Il 27 ottobre scorso tre uomini sono evasi dal penitenziario romano di Rebibbia Nuovo Complesso. Ancora non sono stati rintracciati. Si capirà un giorno la dinamica esatta della fuga.

Nel frattempo, l’amministrazione penitenziaria ha preso una serie di provvedimenti restrittivi riguardanti la gestione dell’istituto e degli altri detenuti che si trovano in quel carcere. Alcuni di essi mi paiono quanto meno discutibili. Fosse solo per la difficoltà che riscontro nel vedere un nesso tra quanto accaduto e questi stessi provvedimenti.

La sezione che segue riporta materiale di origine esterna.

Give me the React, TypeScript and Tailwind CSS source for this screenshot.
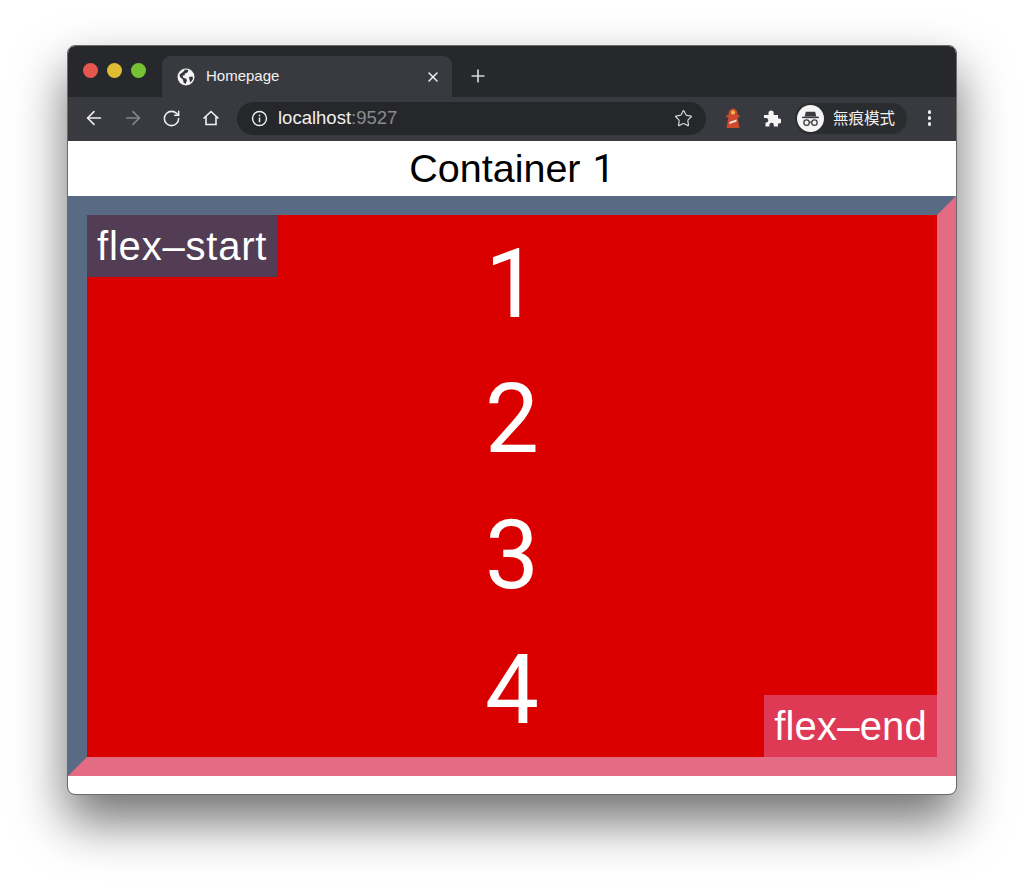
import { ArrowLeft, ArrowRight, Plus, RotateCw, Star, X } from 'lucide-react';

const sans = "font-['Liberation_Sans',Arial,sans-serif]";

function GlobeIcon() {
  return (
    <svg viewBox="0 0 18 18" className="w-[18px] h-[18px] shrink-0">
      <circle cx="9" cy="9" r="8.5" fill="#f4f4f5" />
      <path
        d="M2.5 6.5 L6 4 L8 1.5 L11.5 2 L10.5 4.5 L8 5.5 L7.5 7.5 L5.5 7.5 L6.5 10 L9 10.5 L10 12.5 L8.5 16 L6.5 14.5 L6 11.5 L3 9Z M12 9 L15.5 8.5 L16 11 L13.5 14.5 L12.5 12Z"
        fill="#35363a"
      />
    </svg>
  );
}

function HomeIcon() {
  return (
    <svg viewBox="0 0 18 18" className="w-[18px] h-[18px]" fill="none" stroke="#f1f1f2" strokeWidth="1.6" strokeLinejoin="miter">
      <path d="M1.5 9.5 L9 2.5 L16.5 9.5 M4 7.5 V15.5 H14 V7.5" />
    </svg>
  );
}

function InfoIcon() {
  return (
    <svg viewBox="0 0 18 18" className="w-[17px] h-[17px] shrink-0" fill="none">
      <circle cx="9" cy="9" r="7.4" stroke="#f1f1f2" strokeWidth="1.5" />
      <rect x="8.2" y="8" width="1.6" height="5" fill="#f1f1f2" />
      <rect x="8.2" y="5" width="1.6" height="1.7" fill="#f1f1f2" />
    </svg>
  );
}

function LighthouseIcon() {
  return (
    <svg viewBox="0 0 14 20" className="w-[14px] h-[20px]">
      <path d="M2.5 6 A4.5 5.5 0 0 1 11.5 6 V7.5 H2.5Z" fill="#cf4a2b" />
      <circle cx="7" cy="4.6" r="2" fill="#edc24d" />
      <rect x="0.5" y="7" width="13" height="2.4" fill="#cf4a2b" />
      <path d="M2.5 9 H11.5 L13.5 20 H0.5Z" fill="#cf4a2b" />
      <path d="M3.5 14 L10.5 11.5 V13.5 L3.5 16Z" fill="#f5e6df" />
    </svg>
  );
}

function PuzzleIcon() {
  return (
    <svg viewBox="0 0 18 18" className="w-[18px] h-[18px]" fill="#f4f4f5">
      <path d="M1 6 H5.5 V4 A2.6 2.6 0 0 1 10.7 4 V6 H15 V9.5 H16 A2.5 2.5 0 0 1 16 14.5 H15 V17.5 H10.8 V16 A2.2 2.2 0 0 0 6.4 16 V17.5 H2.5 V13.5 H3.5 A2.3 2.3 0 0 0 3.5 9 H1Z" />
    </svg>
  );
}

function IncognitoIcon() {
  return (
    <svg viewBox="0 0 26 26" className="w-[27px] h-[27px] shrink-0">
      <circle cx="13" cy="13" r="13" fill="#f4f4f5" />
      <path d="M8.5 6.5 H17.5 L18.6 11 H7.4Z" fill="#3a3b3f" />
      <rect x="5" y="11.2" width="16" height="1.5" fill="#3a3b3f" />
      <g fill="none" stroke="#3a3b3f" strokeWidth="1.2">
        <circle cx="9.2" cy="17" r="2.6" />
        <circle cx="16.8" cy="17" r="2.6" />
        <path d="M11.8 16.6 H14.2" />
      </g>
    </svg>
  );
}

function TitleBar() {
  return (
    <div className="h-[51px] pt-[10px] pl-[15px] bg-[#27282c] rounded-t-[7px] flex items-start">
      <div className="w-[79px] h-[32px] flex items-center gap-[9px] pb-[4px]">
        <span className="w-[15px] h-[15px] rounded-full bg-[#e5584f]" />
        <span className="w-[15px] h-[15px] rounded-full bg-[#e0bc34]" />
        <span className="w-[15px] h-[15px] rounded-full bg-[#76c234]" />
      </div>
      <div className="w-[290px] h-[41px] bg-[#393a3f] rounded-t-[9px] flex items-center pl-[15px] pr-[11px]">
        <GlobeIcon />
        <span className={`${sans} ml-[11px] flex-1 text-[15px] text-[#f1f1f2]`}>Homepage</span>
        <X className="w-[16px] h-[16px] text-[#f1f1f2]" strokeWidth={2.2} />
      </div>
      <Plus className="w-[20px] h-[20px] ml-[16px] mt-[10px] text-[#d8d8da]" strokeWidth={2} />
    </div>
  );
}

function Toolbar() {
  const buttonClass = 'w-[39px] h-full flex items-center justify-center shrink-0';
  return (
    <div className="h-[44px] bg-[#393a3f] flex items-center pl-[6px] pb-[2px]">
      <div className={buttonClass}>
        <ArrowLeft className="w-[22px] h-[22px] text-[#f1f1f2]" strokeWidth={1.7} />
      </div>
      <div className={buttonClass}>
        <ArrowRight className="w-[22px] h-[22px] text-[#85868a]" strokeWidth={1.7} />
      </div>
      <div className={buttonClass}>
        <RotateCw className="w-[19px] h-[19px] text-[#f1f1f2]" strokeWidth={1.9} />
      </div>
      <div className={buttonClass}>
        <HomeIcon />
      </div>
      <div className="w-[469px] h-[33px] ml-[7px] rounded-full bg-[#26272b] flex items-center pl-[14px] pr-[13px]">
        <InfoIcon />
        <span className={`${sans} ml-[10px] flex-1 text-[18.5px] text-[#f1f1f2]`}>
          localhost<span className="text-[#8a8b8e]">:9527</span>
        </span>
        <Star className="w-[19px] h-[19px] text-[#d6d6d8]" strokeWidth={1.5} />
      </div>
      <div className="w-[39px] ml-[7px] flex justify-center">
        <LighthouseIcon />
      </div>
      <div className="w-[39px] flex justify-center">
        <PuzzleIcon />
      </div>
      <div className="w-[112px] h-[31px] ml-[4px] rounded-full bg-[#2b2c30] flex items-center pl-[2px]">
        <IncognitoIcon />
        <span className="ml-[9px] text-[15.5px] text-[#f1f1f2] font-['Noto_Sans_CJK_TC',sans-serif]">無痕模式</span>
      </div>
      <div className="flex-1 flex flex-col items-center gap-[2.5px] pr-[4px]">
        <span className="w-[3.5px] h-[3.5px] rounded-full bg-[#f1f1f2]" />
        <span className="w-[3.5px] h-[3.5px] rounded-full bg-[#f1f1f2]" />
        <span className="w-[3.5px] h-[3.5px] rounded-full bg-[#f1f1f2]" />
      </div>
    </div>
  );
}

export default function App() {
  const items = ['1', '2', '3', '4'];

  return (
    <div className={`${sans} w-[1024px] h-[884px] bg-white pt-[46px] pl-[68px] overflow-hidden`}>
      <div className="w-[888px] h-[748px] rounded-[7px] bg-white shadow-[0_26px_50px_2px_rgba(0,0,0,0.55)] outline outline-1 outline-[#6b6b6e] flex flex-col">
        <TitleBar />
        <Toolbar />
        <h1 className="h-[55px] flex items-center justify-center text-[39.5px] font-normal text-black">
          Container <span className="ml-[12px] font-['Roboto',sans-serif]">1</span>
        </h1>
        <div className="h-[580px] border-[19px] border-t-[#586a84] border-l-[#586a84] border-r-[#e46b84] border-b-[#e46b84]">
          <div className="relative h-full bg-[#da0000] flex flex-col text-white">
            {items.map((item) => (
              <div key={item} className="flex-1 pt-[2px] flex items-center justify-center font-['Roboto',sans-serif] text-[96px] leading-none">
                {item}
              </div>
            ))}
            <div className="absolute top-0 left-0 h-[62px] px-[10px] flex items-center bg-[#523d55] text-[40px] tracking-[0.8px]">
              flex–start
            </div>
            <div className="absolute bottom-0 right-0 h-[62px] px-[10px] flex items-center bg-[#de3a55] text-[40px] tracking-[0.2px]">
              flex–end
            </div>
          </div>
        </div>
      </div>
    </div>
  );
}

Ne cito uno: è impedito ogni ingresso dopo le 15.30 ai volontari che svolgono attività in quel carcere. I volontari sono persone come tutte le altre, tendenzialmente impegnate in attività lavorative. Difficile quindi, per molti di loro recarsi in carcere di mattina o nel primissimo pomeriggio. Così le attività svolte da questi operatori vengono interrotte. La direzione ha assicurato che entro Natale tutto tornerà come prima. Ci auguriamo che accada davvero.

Cito un’altra decisione presa dall’istituto, se possibile ancor meno comprensibile: ci è stato riferito come ‘Papillon’, la nota biblioteca dell’istituto da sempre molto fornita e curata egregiamente dai detenuti stessi, sia stata gettata per aria durante una perquisizione notturna che ha lasciato le stanze con migliaia di libri gettati alla rinfusa sul pavimento, ammassati, mischiati, buttati negli angoli e ai piedi degli scaffali. Come ogni bibliotecario ben sa, e come ogni persona che mai abbia frequentato una biblioteca ben può intuire, ci vorrà tantissimo tempo per ritrovare la collocazione di ciascun volume e permettere di nuovo il loro utilizzo da parte dei detenuti.

“E che ce ne importa, peggio per loro, potevano evitare di andare in galera così leggevano tutti i libri che volevano”. Già immagino molti pensieri e molte risposte in merito. Bene. Ma allora esplicitiamo tutti i passaggi di questo ragionamento. Se non ci importa che i detenuti leggano libri, ammettiamo che non vogliamo un carcere che punti alla rieducazione e alla reintegrazione sociale del condannato. Peggio per noi: ci terremo i delinquenti a scapito di tutta la società. Però diciamolo apertamente.

Se invece crediamo che il carcere, oltre a costituire una ovvia punizione, debba anche avere un ruolo costruttivo, allora non riesco a trovare un solo motivo per cui rendere inutilizzabile una biblioteca penitenziaria possa essere utile nel prevenire future evasioni.